## START SUPPLIED MATERIAL
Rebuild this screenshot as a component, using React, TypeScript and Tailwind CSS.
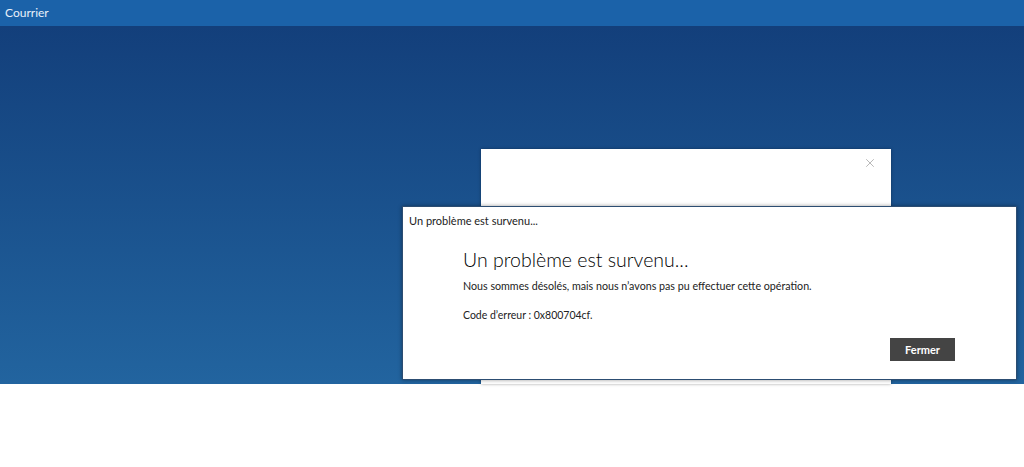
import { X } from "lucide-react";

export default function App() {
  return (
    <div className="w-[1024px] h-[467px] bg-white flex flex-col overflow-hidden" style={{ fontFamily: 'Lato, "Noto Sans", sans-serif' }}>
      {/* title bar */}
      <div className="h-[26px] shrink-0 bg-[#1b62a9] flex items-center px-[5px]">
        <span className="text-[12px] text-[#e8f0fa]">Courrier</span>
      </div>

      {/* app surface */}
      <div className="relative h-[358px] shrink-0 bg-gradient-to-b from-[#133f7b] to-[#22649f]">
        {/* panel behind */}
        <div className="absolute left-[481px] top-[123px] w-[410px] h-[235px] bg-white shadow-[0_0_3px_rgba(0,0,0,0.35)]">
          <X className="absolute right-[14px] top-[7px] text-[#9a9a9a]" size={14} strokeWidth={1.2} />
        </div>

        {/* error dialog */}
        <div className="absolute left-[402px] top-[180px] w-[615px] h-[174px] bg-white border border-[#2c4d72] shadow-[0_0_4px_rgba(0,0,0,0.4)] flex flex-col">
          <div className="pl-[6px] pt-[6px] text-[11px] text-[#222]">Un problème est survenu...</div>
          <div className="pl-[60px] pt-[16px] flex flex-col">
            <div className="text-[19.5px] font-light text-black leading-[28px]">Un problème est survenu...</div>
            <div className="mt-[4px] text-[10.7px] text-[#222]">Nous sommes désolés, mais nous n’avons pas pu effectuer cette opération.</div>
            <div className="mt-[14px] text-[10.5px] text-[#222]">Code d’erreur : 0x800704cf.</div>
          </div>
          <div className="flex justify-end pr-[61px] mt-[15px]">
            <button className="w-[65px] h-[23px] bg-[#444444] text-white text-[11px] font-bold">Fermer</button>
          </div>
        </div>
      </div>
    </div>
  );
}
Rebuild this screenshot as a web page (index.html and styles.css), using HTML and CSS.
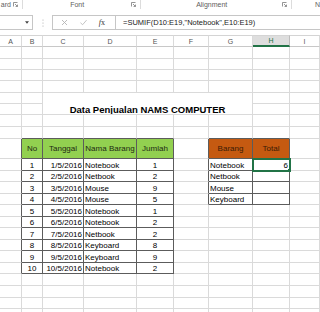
## END SUPPLIED MATERIAL
REQUIREMENTS – Reproduce the whole listing exactly, but not the images in it.

TASK SOLUTION –
Rebuild this screenshot as a component, using React, TypeScript and Tailwind CSS.
import { X } from "lucide-react";

export default function App() {
  return (
    <div className="w-[1024px] h-[467px] bg-white flex flex-col overflow-hidden" style={{ fontFamily: 'Lato, "Noto Sans", sans-serif' }}>
      {/* title bar */}
      <div className="h-[26px] shrink-0 bg-[#1b62a9] flex items-center px-[5px]">
        <span className="text-[12px] text-[#e8f0fa]">Courrier</span>
      </div>

      {/* app surface */}
      <div className="relative h-[358px] shrink-0 bg-gradient-to-b from-[#133f7b] to-[#22649f]">
        {/* panel behind */}
        <div className="absolute left-[481px] top-[123px] w-[410px] h-[235px] bg-white shadow-[0_0_3px_rgba(0,0,0,0.35)]">
          <X className="absolute right-[14px] top-[7px] text-[#9a9a9a]" size={14} strokeWidth={1.2} />
        </div>

        {/* error dialog */}
        <div className="absolute left-[402px] top-[180px] w-[615px] h-[174px] bg-white border border-[#2c4d72] shadow-[0_0_4px_rgba(0,0,0,0.4)] flex flex-col">
          <div className="pl-[6px] pt-[6px] text-[11px] text-[#222]">Un problème est survenu...</div>
          <div className="pl-[60px] pt-[16px] flex flex-col">
            <div className="text-[19.5px] font-light text-black leading-[28px]">Un problème est survenu...</div>
            <div className="mt-[4px] text-[10.7px] text-[#222]">Nous sommes désolés, mais nous n’avons pas pu effectuer cette opération.</div>
            <div className="mt-[14px] text-[10.5px] text-[#222]">Code d’erreur : 0x800704cf.</div>
          </div>
          <div className="flex justify-end pr-[61px] mt-[15px]">
            <button className="w-[65px] h-[23px] bg-[#444444] text-white text-[11px] font-bold">Fermer</button>
          </div>
        </div>
      </div>
    </div>
  );
}
Rebuild this screenshot as a web page (index.html and styles.css), using HTML and CSS.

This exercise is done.